With these two first-hand accounts and later similar reports by others about the Soviet system, there was no excuse whatever for the worship of Soviet communism that swept socialists, communists and others off their feet around the world during subsequent decades, worship that hardly abated after the Moscow show trials of the late 1930's, the crushing of the Hungarian revolution 0f 1956 and the Czech uprising of 1968, the Berlin Wall of 1961, and many other outrages. There are worshipers still.
(This is a joint review of "My Disillusionment in Russia" and "Further Disillusionment," as they were intended to be one book.)

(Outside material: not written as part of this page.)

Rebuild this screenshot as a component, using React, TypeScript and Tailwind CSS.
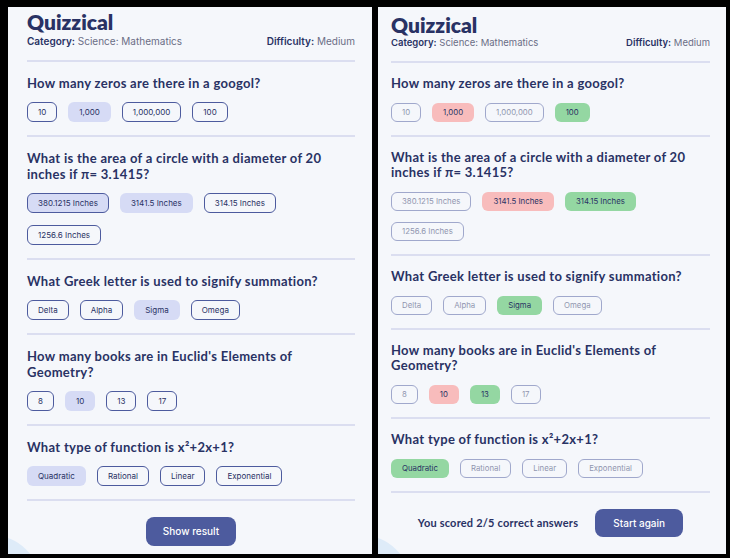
import React from "react";

type Question = {
  text: string;
  answers: string[];
  picked: number;
  correct: number;
  hover?: number;
};

const questions: Question[] = [
  { text: "How many zeros are there in a googol?", answers: ["10", "1,000", "1,000,000", "100"], picked: 1, correct: 3 },
  {
    text: "What is the area of a circle with a diameter of 20 inches if π= 3.1415?",
    answers: ["380.1215 Inches", "3141.5 Inches", "314.15 Inches", "1256.6 Inches"],
    picked: 1,
    correct: 2,
    hover: 0,
  },
  { text: "What Greek letter is used to signify summation?", answers: ["Delta", "Alpha", "Sigma", "Omega"], picked: 2, correct: 2 },
  { text: "How many books are in Euclid's Elements of Geometry?", answers: ["8", "10", "13", "17"], picked: 1, correct: 2 },
  { text: "What type of function is x²+2x+1?", answers: ["Quadratic", "Rational", "Linear", "Exponential"], picked: 0, correct: 0 },
];

const qFont = { fontFamily: "Lato, 'Open Sans', sans-serif" };
const uiFont = { fontFamily: "Inter, 'Liberation Sans', sans-serif" };

function Pill({ label, q, i, checked }: { label: string; q: Question; i: number; checked: boolean }) {
  let cls = "border-[#4d5b9e] bg-transparent";
  if (!checked) {
    if (q.hover === i) cls = "border-[#4d5b9e] bg-[#d6dbf5]";
    else if (q.picked === i) cls = "border-transparent bg-[#d6dbf5]";
  } else {
    if (q.correct === i) cls = "border-transparent bg-[#94d7a2]";
    else if (q.picked === i) cls = "border-transparent bg-[#f8bcbc]";
    else cls = "border-[#4d5b9e] bg-transparent opacity-50";
  }
  return (
    <button
      style={uiFont}
      className={`${checked ? "h-[19px] text-[7.8px]" : "h-[20px] text-[8px]"} px-[10px] rounded-[6px] border text-[#293264] font-normal leading-none ${cls}`}
    >
      {label}
    </button>
  );
}

function Panel({ checked }: { checked: boolean }) {
  const divider = "h-[2px] bg-[#dbdef0]";
  return (
    <div
      className={`relative overflow-hidden bg-[#f5f7fb] h-[547px] ${
        checked ? "w-[348px] pl-[13px] pr-[16px] pt-[6px]" : "w-[364px] pl-[19px] pr-[17px] pt-[3px]"
      }`}
    >
      <div className="absolute w-[100px] h-[100px] rounded-full bg-[#deebf8] left-[-67px] bottom-[-81px]" />
      <div className="relative">
        <h1 style={qFont} className="text-[21px] leading-[24px] font-extrabold text-[#293264]">
          Quizzical
        </h1>
        <div
          style={uiFont}
          className={`flex justify-between ${checked ? "text-[9.5px] mt-0" : "text-[10px] mt-[1px]"} leading-[12px] text-[#6b6e86]`}
        >
          <span>
            <b className="font-semibold text-[#293264]">Category:</b> Science: Mathematics
          </span>
          <span>
            <b className="font-semibold text-[#293264]">Difficulty:</b> Medium
          </span>
        </div>
        <div className={`${divider} ${checked ? "mt-[12px]" : "mt-[13px]"}`} />

        {questions.map((q, qi) => (
          <div key={qi}>
            <p
              style={qFont}
              className={`mt-[13px] text-[13px] font-bold text-[#293264] tracking-[0.3px] ${
                checked ? "leading-[15px] pr-[20px]" : "leading-[16px] pr-[12px]"
              }`}
            >
              {q.text}
            </p>
            <div className={`flex flex-wrap gap-x-[11px] ${checked ? "mt-[12px] gap-y-[11px]" : "mt-[11px] gap-y-[12px]"}`}>
              {q.answers.map((a, i) => (
                <Pill key={a} label={a} q={q} i={i} checked={checked} />
              ))}
            </div>
            <div className={`${divider} mt-[13px]`} />
          </div>
        ))}

        {checked ? (
          <div className="flex items-center justify-center gap-[17px] mt-[16px]">
            <span style={qFont} className="text-[11px] font-bold text-[#293264] tracking-[0.2px]">
              You scored 2/5 correct answers
            </span>
            <button style={uiFont} className="w-[88px] h-[28px] rounded-[8px] bg-[#4d5b9e] text-white text-[10px] font-medium">
              Start again
            </button>
          </div>
        ) : (
          <div className="flex justify-center mt-[16px]">
            <button style={uiFont} className="w-[90px] h-[29px] rounded-[8px] bg-[#4d5b9e] text-white text-[10px] font-medium">
              Show result
            </button>
          </div>
        )}
      </div>
    </div>
  );
}

export default function App() {
  return (
    <div className="w-[730px] h-[558px] bg-black flex items-start gap-[6px] pt-[7px] pl-[8px] overflow-hidden">
      <Panel checked={false} />
      <Panel checked={true} />
    </div>
  );
}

Reads almost like a crude parable about how the ends don't always justify the means and authoritarian "socialism" is bad, except it's taken from Emma's actual experience. Bolshevik apologists tell her that free speech is bourgeois and that the level of repression was only necessary because Russia was under threat from outside forces (both sentiments not uncommon among contemporary leftists). At first she wants to believe them, but as she sees the preponderance of crushing poverty, corruption, and state violence, and speaks to more people outside of the Party, she realizes the Revolution has been quashed. Important to note this is years before Stalinism--Lenin and Trotsky come off looking reeeeal bad.
Most of it is told in a linear narrative structure that would get boring if the content weren't so engrossingly horrific. I was struck by the prominent role of straight-up corruption--it's not just bad ideology of powerful actors that will get you, but unequal power distribution itself. Emma also talks a lot about the political repression of anarchists and any dissidents really, there's some ugly stuff that eventually moves her to speak out against the Bolshevik state, though at first she didn't want to give ammunition for Western capitalist propaganda (sound familiar?). She saves most of her analysis for the afterword, and pins the blame on the whole statist model of revolution itself. I don't know that she's wrong.
The final second part- hammers home the problems with the Bolshevik communist revolution and painting it as a failure- something I think history would corroborate. What I like here is that this isn’t about vilifying the left but in essence stating that the Russian experiment did not go far enough to allow self and community determination- a form of liberalism that even some staunch republicans could buy into- a very interesting document.
It was a surprise to me how clearly Emma saw the Russian reality. The history she writes about was part of my life. I was liberated in 1990 from the terrible regime that tore my family apart. The wounds will never heal. And the Russians will make sure that the suffering never ends.